## Set exercise
Carry none of the pictures over; set down the material below exactly.

## Material
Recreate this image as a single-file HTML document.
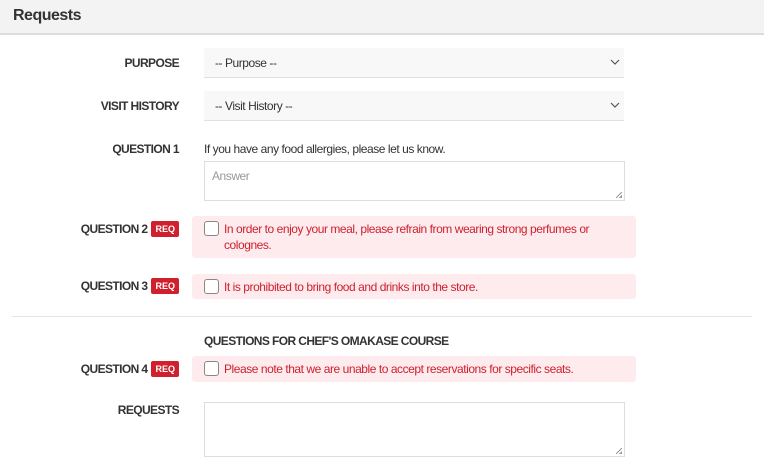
<!DOCTYPE html>
<html><head><style>
*{box-sizing:border-box;margin:0;padding:0}
body{width:770px;height:465px;overflow:hidden;background:#fff;font-family:"Liberation Sans",sans-serif;font-size:12px;color:#333;position:relative;letter-spacing:-0.45px}
.hdr{position:absolute;left:0;top:0;width:764px;height:35px;background:#f3f3f3;border-bottom:2px solid #ddd}
.hdr span{position:absolute;left:13px;top:7px;font-size:16px;font-weight:bold;color:#333;letter-spacing:-0.5px}
.lbl{position:absolute;right:591px;font-weight:bold;font-size:12px;color:#333;white-space:nowrap;display:flex;align-items:center;letter-spacing:-0.6px}
.req{display:inline-block;background:#d0202e;color:#fff;font-size:9px;font-weight:bold;padding:2px 4px;border-radius:2px;margin-left:4px;line-height:12px;letter-spacing:0}
.sel{position:absolute;left:204px;width:420px;height:30px;background:#f8f8f8;border-bottom:1px solid #e0e0e0;padding:8px 11px;color:#333}
.sel svg{position:absolute;right:4px;top:11px}
.ta{position:absolute;left:204px;width:421px;border:1px solid #ddd;background:#fff;padding:7px;color:#999}
.ta:after{content:"";position:absolute;right:2px;bottom:2px;width:6px;height:6px;background:linear-gradient(135deg,transparent 45%,#999 45%,#999 55%,transparent 55%,transparent 75%,#999 75%)}
.box{position:absolute;left:192px;width:444px;background:#fdebee;border-radius:3px;color:#d0202e;padding:5px 10px 5px 32px;line-height:16px}
.box i{position:absolute;left:12px;top:5px;width:15px;height:15px;border:1px solid #888;border-radius:3px;background:#fff}
.txt{position:absolute;left:204px}
</style></head><body>
<div class="hdr"><span>Requests</span></div>

<div class="lbl" style="top:56px">PURPOSE</div>
<div class="sel" style="top:48px">-- Purpose --<svg width="10" height="6" viewBox="0 0 10 6"><path d="M1 1l4 4 4-4" fill="none" stroke="#555" stroke-width="1.2"/></svg></div>

<div class="lbl" style="top:99px">VISIT HISTORY</div>
<div class="sel" style="top:91px">-- Visit History --<svg width="10" height="6" viewBox="0 0 10 6"><path d="M1 1l4 4 4-4" fill="none" stroke="#555" stroke-width="1.2"/></svg></div>

<div class="lbl" style="top:142px">QUESTION 1</div>
<div class="txt" style="top:142px">If you have any food allergies, please let us know.</div>
<div class="ta" style="top:161px;height:40px">Answer</div>

<div class="lbl" style="top:221px">QUESTION 2<span class="req">REQ</span></div>
<div class="box" style="top:216px;height:42px"><i></i>In order to enjoy your meal, please refrain from wearing strong perfumes or colognes.</div>

<div class="lbl" style="top:278px">QUESTION 3<span class="req">REQ</span></div>
<div class="box" style="top:274px;height:25px"><i></i>It is prohibited to bring food and drinks into the store.</div>

<div style="position:absolute;left:12px;top:316px;width:740px;height:1px;background:#e5e5e5"></div>
<div class="txt" style="top:334px;font-weight:bold;letter-spacing:-0.6px">QUESTIONS FOR CHEF'S OMAKASE COURSE</div>

<div class="lbl" style="top:361px">QUESTION 4<span class="req">REQ</span></div>
<div class="box" style="top:356px;height:26px"><i></i>Please note that we are unable to accept reservations for specific seats.</div>

<div class="lbl" style="top:403px">REQUESTS</div>
<div class="ta" style="top:402px;height:55px"></div>
</body></html>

## Result for this exercise
Recreate this image as a single-file HTML document.
<!DOCTYPE html>
<html><head><style>
*{box-sizing:border-box;margin:0;padding:0}
body{width:770px;height:465px;overflow:hidden;background:#fff;font-family:"Liberation Sans",sans-serif;font-size:12px;color:#333;position:relative;letter-spacing:-0.45px}
.hdr{position:absolute;left:0;top:0;width:764px;height:35px;background:#f3f3f3;border-bottom:2px solid #ddd}
.hdr span{position:absolute;left:13px;top:7px;font-size:16px;font-weight:bold;color:#333;letter-spacing:-0.5px}
.lbl{position:absolute;right:591px;font-weight:bold;font-size:12px;color:#333;white-space:nowrap;display:flex;align-items:center;letter-spacing:-0.6px}
.req{display:inline-block;background:#d0202e;color:#fff;font-size:9px;font-weight:bold;padding:2px 4px;border-radius:2px;margin-left:4px;line-height:12px;letter-spacing:0}
.sel{position:absolute;left:204px;width:420px;height:30px;background:#f8f8f8;border-bottom:1px solid #e0e0e0;padding:8px 11px;color:#333}
.sel svg{position:absolute;right:4px;top:11px}
.ta{position:absolute;left:204px;width:421px;border:1px solid #ddd;background:#fff;padding:7px;color:#999}
.ta:after{content:"";position:absolute;right:2px;bottom:2px;width:6px;height:6px;background:linear-gradient(135deg,transparent 45%,#999 45%,#999 55%,transparent 55%,transparent 75%,#999 75%)}
.box{position:absolute;left:192px;width:444px;background:#fdebee;border-radius:3px;color:#d0202e;padding:5px 10px 5px 32px;line-height:16px}
.box i{position:absolute;left:12px;top:5px;width:15px;height:15px;border:1px solid #888;border-radius:3px;background:#fff}
.txt{position:absolute;left:204px}
</style></head><body>
<div class="hdr"><span>Requests</span></div>

<div class="lbl" style="top:56px">PURPOSE</div>
<div class="sel" style="top:48px">-- Purpose --<svg width="10" height="6" viewBox="0 0 10 6"><path d="M1 1l4 4 4-4" fill="none" stroke="#555" stroke-width="1.2"/></svg></div>

<div class="lbl" style="top:99px">VISIT HISTORY</div>
<div class="sel" style="top:91px">-- Visit History --<svg width="10" height="6" viewBox="0 0 10 6"><path d="M1 1l4 4 4-4" fill="none" stroke="#555" stroke-width="1.2"/></svg></div>

<div class="lbl" style="top:142px">QUESTION 1</div>
<div class="txt" style="top:142px">If you have any food allergies, please let us know.</div>
<div class="ta" style="top:161px;height:40px">Answer</div>

<div class="lbl" style="top:221px">QUESTION 2<span class="req">REQ</span></div>
<div class="box" style="top:216px;height:42px"><i></i>In order to enjoy your meal, please refrain from wearing strong perfumes or colognes.</div>

<div class="lbl" style="top:278px">QUESTION 3<span class="req">REQ</span></div>
<div class="box" style="top:274px;height:25px"><i></i>It is prohibited to bring food and drinks into the store.</div>

<div style="position:absolute;left:12px;top:316px;width:740px;height:1px;background:#e5e5e5"></div>
<div class="txt" style="top:334px;font-weight:bold;letter-spacing:-0.6px">QUESTIONS FOR CHEF'S OMAKASE COURSE</div>

<div class="lbl" style="top:361px">QUESTION 4<span class="req">REQ</span></div>
<div class="box" style="top:356px;height:26px"><i></i>Please note that we are unable to accept reservations for specific seats.</div>

<div class="lbl" style="top:403px">REQUESTS</div>
<div class="ta" style="top:402px;height:55px"></div>
</body></html>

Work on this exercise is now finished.